Since the slope field $f(x,y)$ is continuous on the rectangle $R$, we know it is bounded, so there is some $M$ where $$
|f(x,y)| \le M
$$for every $(x,y) \in R$. Similarly, as $\partial f / \partial y$ is continuous on $R$ as well, we also have some $K$ where $$
\left|\frac{\partial f}{\partial y} (x,y)\right| \le K
$$ for all $(x,y) \in R$.
Also, by mean value theorem, for any two points $(x,y_{1})$ and $(x,y_{2})$ in this rectangle $R$, we have $$
|f(x,y_{1}) - f(x,y_{2})| = \left| \frac{\partial f}{\partial y} (x,y^{\ast}) \right| |y_{1} - y_{2}|
$$for some $y^{\ast}$ between $y_{1}$ and $y_{2}$. And since this point $(x,y^{\ast}) \in R$, we conclude that $$
|f(x,y_{1}) - f(x,y_{2})| \le K |y_{1} - y_{2}|
$$whenever both $(x,y_{1})$ and $(x,y_{2})$ are in $R$.
Now, supposed we have picked some $h > 0$ and some $\ell >0$ such that the small rectangle $R' = [x_{0} - h , x_{0} + h] \times [y_{0} - \ell , y_{0} + \ell]$ would be inside the rectangle $R$.
To show the sequence $(y_{n}(x))_{n=0}^{\infty}$ converges on $[x_{0} - h, x_{0} + h]$, we can show the series $$
y_{0}(x) + \sum_{k=0}^{\infty} y_{k+1}(x) - y_{k}(x)
$$converges.

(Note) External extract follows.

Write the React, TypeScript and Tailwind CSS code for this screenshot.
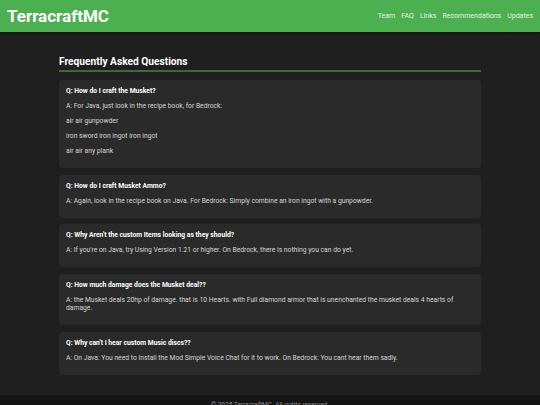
const FAQS: { q: string; a: string[] }[] = [
  {
    q: "Q: How do I craft the Musket?",
    a: [
      "A: For Java, just look in the recipe book, for Bedrock:",
      "air air gunpowder",
      "iron sword iron ingot iron ingot",
      "air air any plank",
    ],
  },
  {
    q: "Q: How do I craft Musket Ammo?",
    a: ["A: Again, look in the recipe book on Java. For Bedrock: Simply combine an iron ingot with a gunpowder."],
  },
  {
    q: "Q: Why Aren't the custom Items looking as they should?",
    a: ["A: If you're on Java, try Using Version 1.21 or higher. On Bedrock, there is nothing you can do yet."],
  },
  {
    q: "Q: How much damage does the Musket deal??",
    a: [
      "A: the Musket deals 20hp of damage. that is 10 Hearts. with Full diamond armor that is unenchanted the musket deals 4 hearts of damage.",
    ],
  },
  {
    q: "Q: Why can't I hear custom Music discs??",
    a: ["A: On Java: You need to Install the Mod Simple Voice Chat for it to work. On Bedrock: You cant hear them sadly."],
  },
];

const NAV = ["Team", "FAQ", "Links", "Recommendations", "Updates"];

export default function App() {
  return (
    <div className="min-h-[405px] bg-[#1f1f1f] font-['Roboto',sans-serif] flex flex-col">
      <header className="h-[32px] bg-[#4caf50] flex items-center justify-between px-[7px] shadow-[0_1px_2px_rgba(0,0,0,0.6)] relative z-10">
        <h1 className="text-[17px] font-bold text-white leading-none">TerracraftMC</h1>
        <nav className="flex gap-[6px] pt-[1px]">
          {NAV.map((n) => (
            <span key={n} className="text-[7px] text-[#e8f4e8] leading-none">{n}</span>
          ))}
        </nav>
      </header>

      <main className="w-[422px] mx-auto pt-[23px] pb-[20px] flex-1">
        <h2 className="text-[10.2px] font-bold text-white leading-[13px] pb-[2px] border-b-2 border-[#3b6b3d]">
          Frequently Asked Questions
        </h2>
        <div className="mt-[8px] flex flex-col gap-[6.5px]">
          {FAQS.map((f) => (
            <div key={f.q} className="bg-[#2a2a2a] rounded-[4px] px-[7px] pt-[7px] pb-[6px]">
              <h3 className="text-[6.75px] font-bold text-white leading-[9px] mb-[6px]">{f.q}</h3>
              {f.a.map((line) => (
                <p key={line} className="text-[6.75px] text-[#d6d6d6] leading-[8.5px] mb-[6.5px]">{line}</p>
              ))}
            </div>
          ))}
        </div>
      </main>

      <footer className="bg-[#141414] h-[24px] flex items-start justify-center pt-[7px]">
        <span className="text-[6.5px] text-[#8a8a8a] leading-none">© 2025 TerracraftMC. All rights reserved.</span>
      </footer>
    </div>
  );
}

We will show it converges absolutely by using comparison test, on a suitable choice of $h > 0$.
Note on the interval $x\in [x_{0} - h, x_{0} + h]$, we have $$
|y_{1}(x) - y_{0}(x) | = \left| \int_{x_{0}}^{x} f(t,y_{0}(t)) dt \right| \le M h
$$since the points $(t,y_{0}(t))$ are always in $R$.
At this point we will choose $h$ such that $y_{0} \pm Mh$ stays inside the rectangle $R$. So $\ell = Mh$. This ensures the graph of $y_{1}(x)$ stays in $R'$.
Next, again on the same interval, we have $$
|y_{2}(x) - y_{0}(x) | = \left| \int_{x_{0}}^{x} f(t,y_{1}(t)) dt \right| \le M h
$$
Again, the graph of $y_{2}$ stays in the rectangle $R'$.